Bard house on 15th Avenue NE (Puget Sound Regional Archives)


Here we learn the hassle of finding a job during the Depression, how Betty handled male chauvinism, and late-night crossings of the Ravenna Bridge after the last streetcar stop (our previous rapid transit). The household seemed to have an endless parade of characters nourished by Betty’s mother’s endless pots of stew. Mary’s friendship with Florence and Burton James, founders of the Seattle Repertory Playhouse, led to many impromptu cast parties that continued well into the early morning.

The Bard’s moved, Betty relocating to Vashon Island where she wrote several more books, and the house eventually was purchased by a local landlord and extensively modified into an apparent flophouse. The once welcoming porch has been cheaply enclosed and who knows what has been done to the “book-filled firelit (sic) living room.”

6317 15th Avenue NE now (King County Tax Assessor)


As such the building will be probably be considered ineligible for listing as a City of Seattle Landmark because it does not possess sufficient physical integrity at this time. If the RDG truly wants help build a rich urban environment and:

“Respect and work with stakeholders to bring forth healthy communities; make a positive long-term impact on the neighborhood through quality design and development.”

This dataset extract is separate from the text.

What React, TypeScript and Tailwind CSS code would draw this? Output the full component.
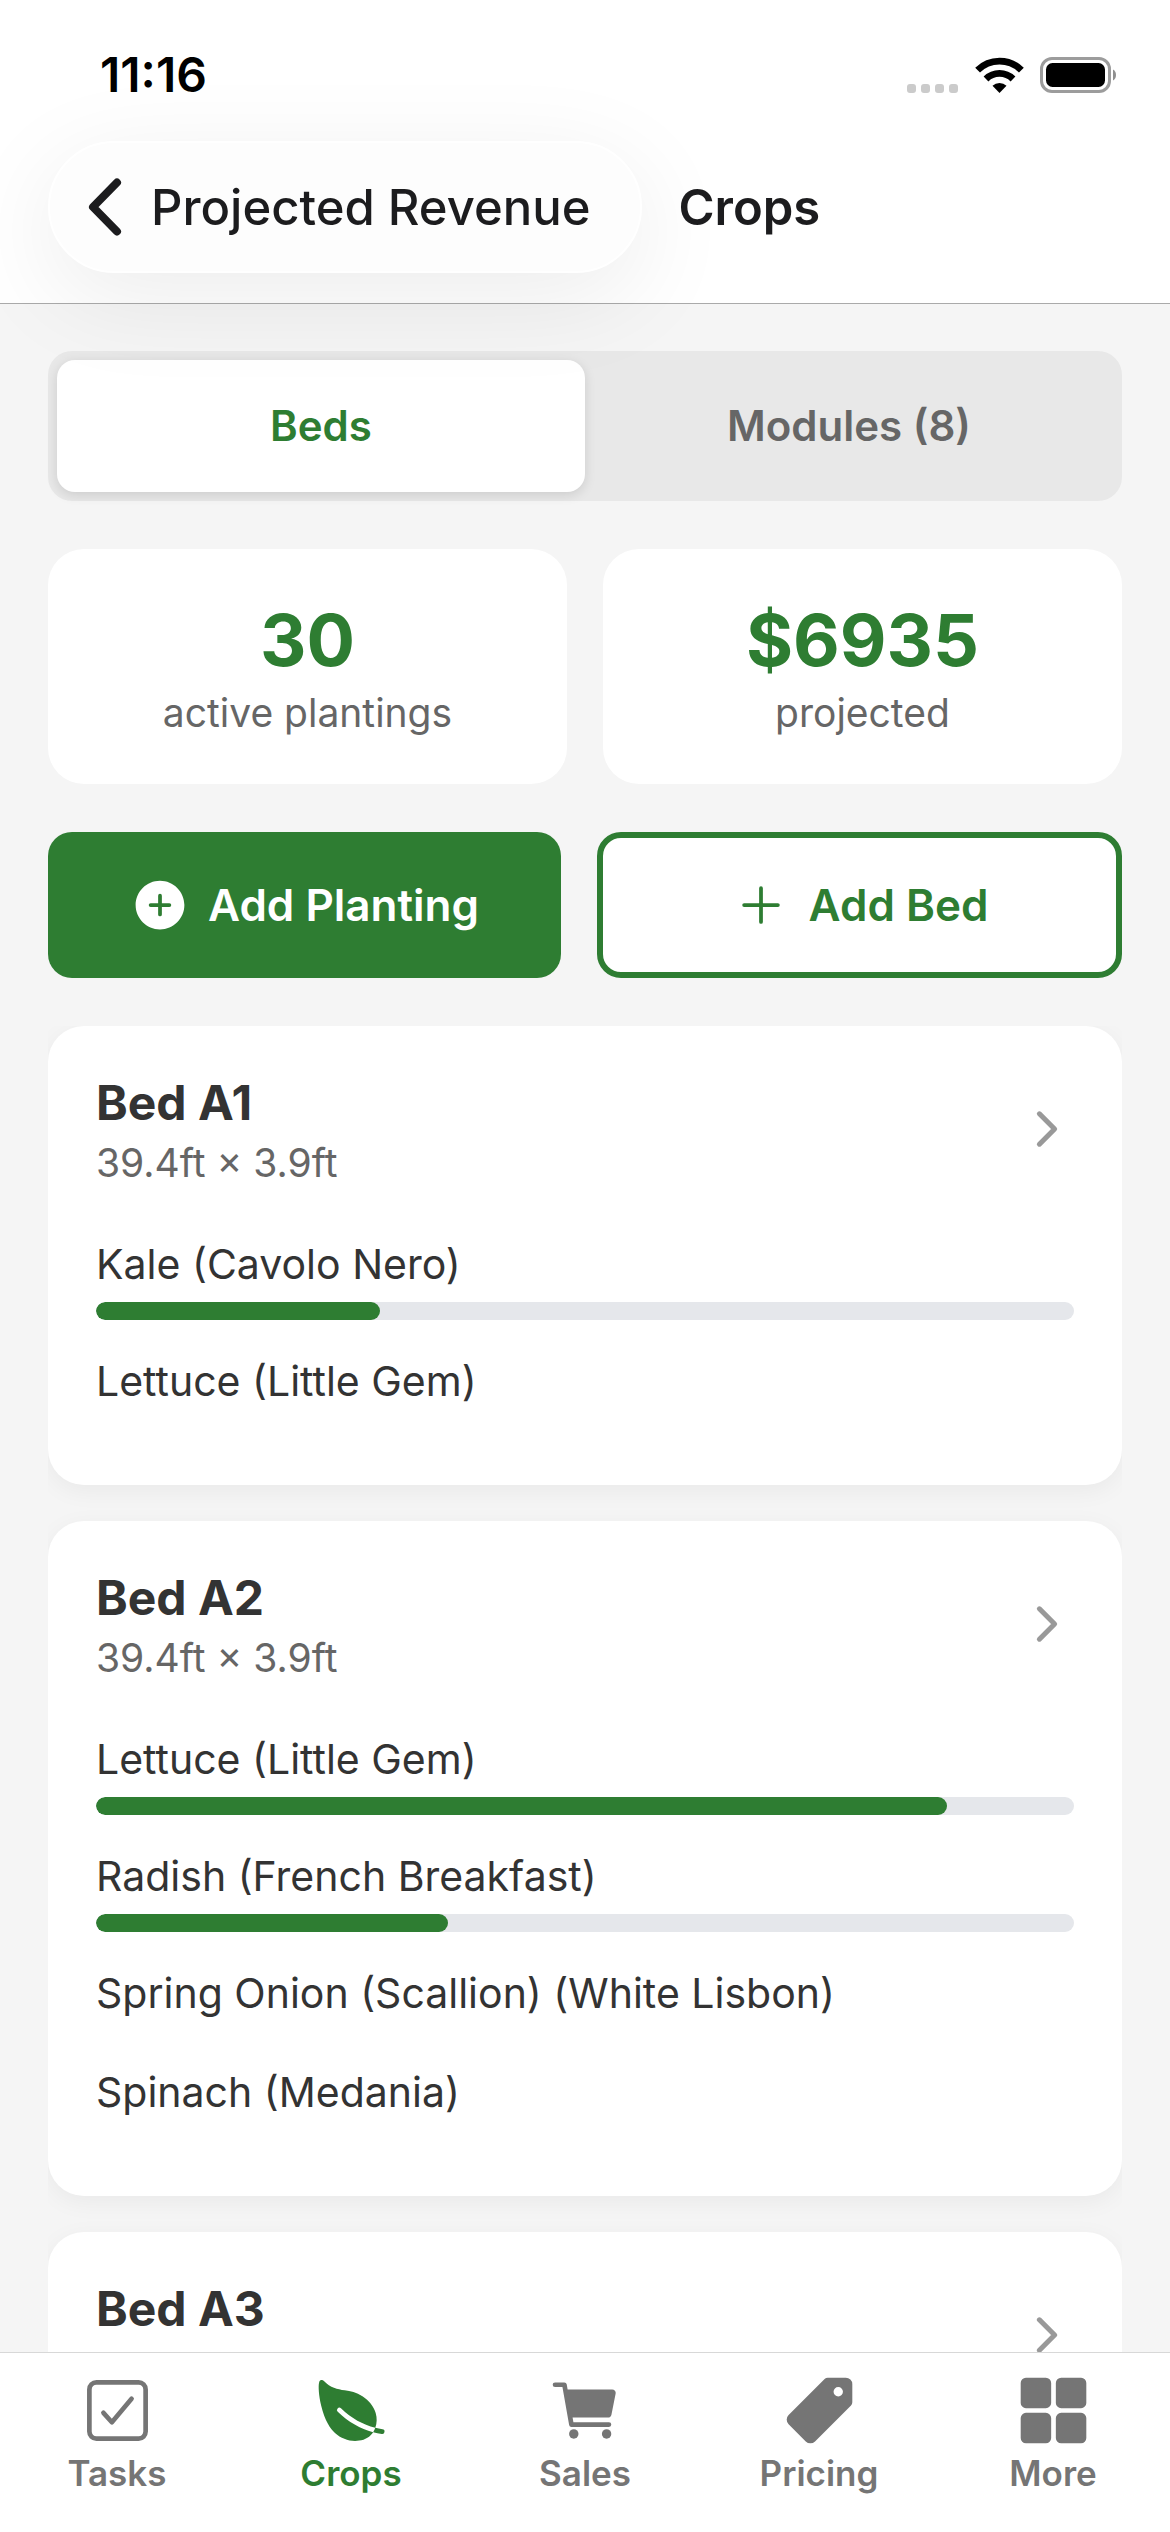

As stated on their website:

They could preserve this artifact of our community’s past by moving it to a nearby location, restoring it to a condition that would allow it to be designated as a city landmark, and allowing it to be preserved under City of Seattle Landmark controls and incentives. We should see this as an opportunity to improve the vitality and significance of our neighborhood. Remember, Anybody Can Do Anything—it just takes the willingness to try.